>> Begin Recorded information

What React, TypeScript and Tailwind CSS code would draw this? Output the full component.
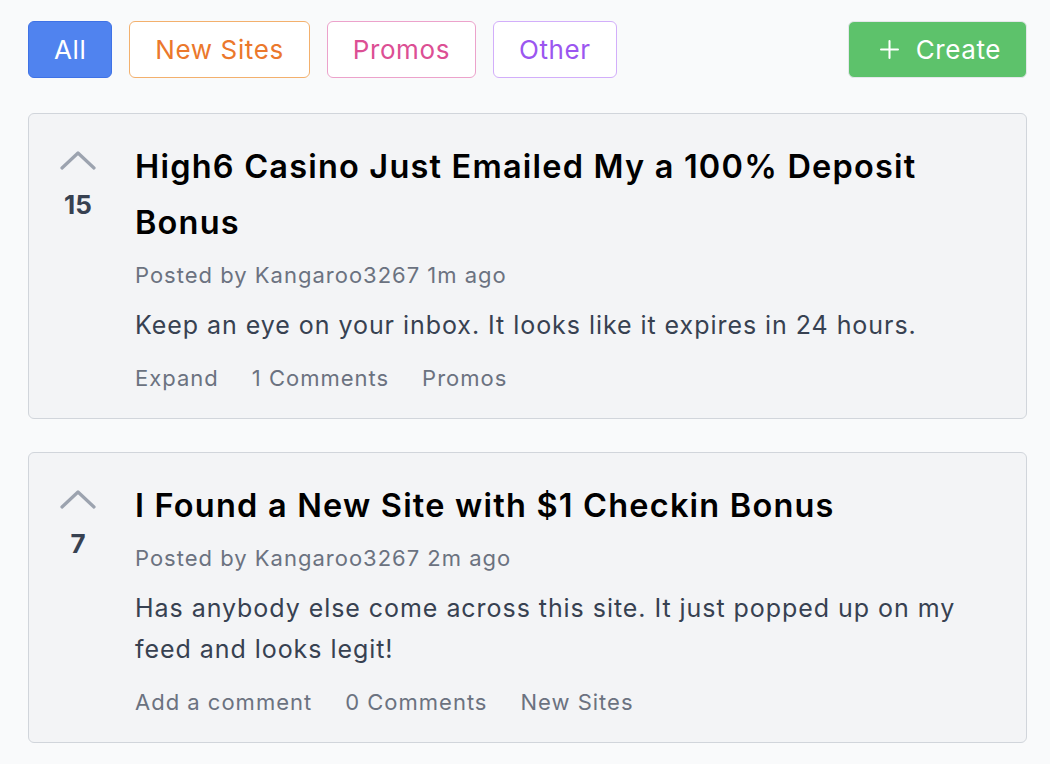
import { Plus } from 'lucide-react';

const filters = [
  { label: 'All', className: 'border-[#3f72e6] bg-[#5083ef] text-white' },
  { label: 'New Sites', className: 'border-[#f3b06d] bg-white text-[#eb782c]' },
  { label: 'Promos', className: 'border-[#eca2cb] bg-white text-[#dc4f94]' },
  { label: 'Other', className: 'border-[#d2aefa] bg-white text-[#9b56f0]' },
];

const posts = [
  {
    votes: 15,
    title: 'High6 Casino Just Emailed My a 100% Deposit Bonus',
    meta: 'Posted by Kangaroo3267 1m ago',
    body: 'Keep an eye on your inbox. It looks like it expires in 24 hours.',
    actions: ['Expand', '1 Comments', 'Promos'],
  },
  {
    votes: 7,
    title: 'I Found a New Site with $1 Checkin Bonus',
    meta: 'Posted by Kangaroo3267 2m ago',
    body: 'Has anybody else come across this site. It just popped up on my feed and looks legit!',
    actions: ['Add a comment', '0 Comments', 'New Sites'],
  },
];

function Chevron() {
  return (
    <svg width="36" height="20" viewBox="0 0 36 20" fill="none" className="text-[#9ca3af]">
      <polyline points="2,18 18,3 34,18" stroke="currentColor" strokeWidth="3.2" strokeLinecap="round" strokeLinejoin="round" />
    </svg>
  );
}

export default function App() {
  return (
    <div className="min-h-screen bg-[#f9fafb] pl-[28px] pr-[23px] pt-[21px] pb-[20px] font-['Inter','Liberation_Sans',sans-serif]">
      <div className="flex items-center justify-between">
        <div className="flex gap-[17px]">
          {filters.map((f) => (
            <button
              key={f.label}
              className={`h-[57px] rounded-[6px] border-[1.5px] px-[25px] text-[26px] tracking-[0.6px] ${f.className}`}
            >
              {f.label}
            </button>
          ))}
        </div>
        <button className="flex h-[57px] items-center gap-[12px] rounded-[6px] border border-[#e5e7eb] bg-[#5dc26b] pl-[26px] pr-[25px] text-[26px] tracking-[0.6px] text-white">
          <Plus size={29} strokeWidth={1.7} />
          Create
        </button>
      </div>

      <div className="mt-[35px] flex flex-col gap-[33px]">
        {posts.map((p) => (
          <article
            key={p.title}
            className="flex gap-[36px] rounded-[6px] border border-[#d1d5db] bg-[#f3f4f6] pl-[28px] pr-[24px] pt-[25px] pb-[24px]"
          >
            <div className="flex w-[42px] flex-none flex-col items-center pt-[11px]">
              <Chevron />
              <div className="mt-[20px] text-[26px] font-bold leading-[30px] text-[#374151]">{p.votes}</div>
            </div>
            <div className="min-w-0 flex-1">
              <h2 className="text-[32.5px] font-semibold leading-[56px] tracking-[1.2px] text-black">{p.title}</h2>
              <p className="mt-[8px] text-[22px] leading-[32px] tracking-[1px] text-[#6b7280]">{p.meta}</p>
              <p className="mt-[14px] text-[25px] leading-[41px] tracking-[0.95px] text-[#374151]">{p.body}</p>
              <div className="mt-[16px] flex gap-[33px] text-[22px] leading-[32px] tracking-[1px] text-[#6b7280]">
                {p.actions.map((a) => (
                  <span key={a}>{a}</span>
                ))}
              </div>
            </div>
          </article>
        ))}
      </div>
    </div>
  );
}
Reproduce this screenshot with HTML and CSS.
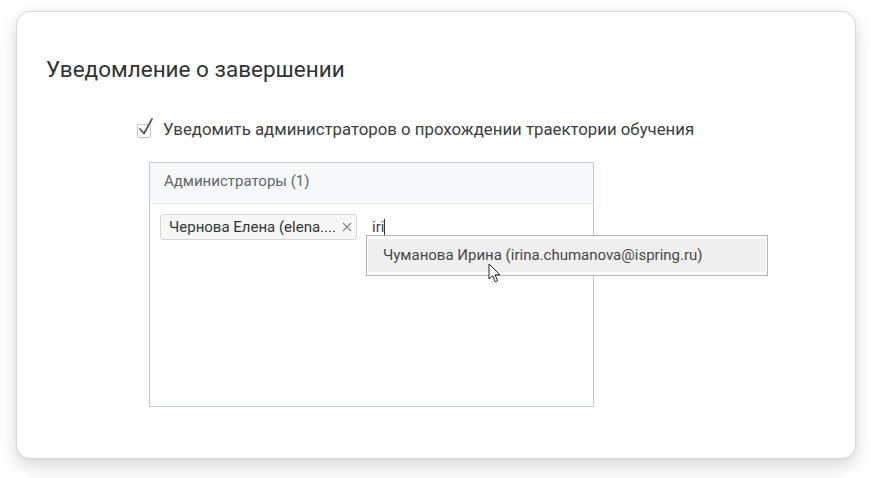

>> End Recorded information

» **Problem requirements**:
Set down the complete material exactly, but do not include the images.

» **Solved exercise**:
What React, TypeScript and Tailwind CSS code would draw this? Output the full component.
import { Plus } from 'lucide-react';

const filters = [
  { label: 'All', className: 'border-[#3f72e6] bg-[#5083ef] text-white' },
  { label: 'New Sites', className: 'border-[#f3b06d] bg-white text-[#eb782c]' },
  { label: 'Promos', className: 'border-[#eca2cb] bg-white text-[#dc4f94]' },
  { label: 'Other', className: 'border-[#d2aefa] bg-white text-[#9b56f0]' },
];

const posts = [
  {
    votes: 15,
    title: 'High6 Casino Just Emailed My a 100% Deposit Bonus',
    meta: 'Posted by Kangaroo3267 1m ago',
    body: 'Keep an eye on your inbox. It looks like it expires in 24 hours.',
    actions: ['Expand', '1 Comments', 'Promos'],
  },
  {
    votes: 7,
    title: 'I Found a New Site with $1 Checkin Bonus',
    meta: 'Posted by Kangaroo3267 2m ago',
    body: 'Has anybody else come across this site. It just popped up on my feed and looks legit!',
    actions: ['Add a comment', '0 Comments', 'New Sites'],
  },
];

function Chevron() {
  return (
    <svg width="36" height="20" viewBox="0 0 36 20" fill="none" className="text-[#9ca3af]">
      <polyline points="2,18 18,3 34,18" stroke="currentColor" strokeWidth="3.2" strokeLinecap="round" strokeLinejoin="round" />
    </svg>
  );
}

export default function App() {
  return (
    <div className="min-h-screen bg-[#f9fafb] pl-[28px] pr-[23px] pt-[21px] pb-[20px] font-['Inter','Liberation_Sans',sans-serif]">
      <div className="flex items-center justify-between">
        <div className="flex gap-[17px]">
          {filters.map((f) => (
            <button
              key={f.label}
              className={`h-[57px] rounded-[6px] border-[1.5px] px-[25px] text-[26px] tracking-[0.6px] ${f.className}`}
            >
              {f.label}
            </button>
          ))}
        </div>
        <button className="flex h-[57px] items-center gap-[12px] rounded-[6px] border border-[#e5e7eb] bg-[#5dc26b] pl-[26px] pr-[25px] text-[26px] tracking-[0.6px] text-white">
          <Plus size={29} strokeWidth={1.7} />
          Create
        </button>
      </div>

      <div className="mt-[35px] flex flex-col gap-[33px]">
        {posts.map((p) => (
          <article
            key={p.title}
            className="flex gap-[36px] rounded-[6px] border border-[#d1d5db] bg-[#f3f4f6] pl-[28px] pr-[24px] pt-[25px] pb-[24px]"
          >
            <div className="flex w-[42px] flex-none flex-col items-center pt-[11px]">
              <Chevron />
              <div className="mt-[20px] text-[26px] font-bold leading-[30px] text-[#374151]">{p.votes}</div>
            </div>
            <div className="min-w-0 flex-1">
              <h2 className="text-[32.5px] font-semibold leading-[56px] tracking-[1.2px] text-black">{p.title}</h2>
              <p className="mt-[8px] text-[22px] leading-[32px] tracking-[1px] text-[#6b7280]">{p.meta}</p>
              <p className="mt-[14px] text-[25px] leading-[41px] tracking-[0.95px] text-[#374151]">{p.body}</p>
              <div className="mt-[16px] flex gap-[33px] text-[22px] leading-[32px] tracking-[1px] text-[#6b7280]">
                {p.actions.map((a) => (
                  <span key={a}>{a}</span>
                ))}
              </div>
            </div>
          </article>
        ))}
      </div>
    </div>
  );
}
Reproduce this screenshot with HTML and CSS.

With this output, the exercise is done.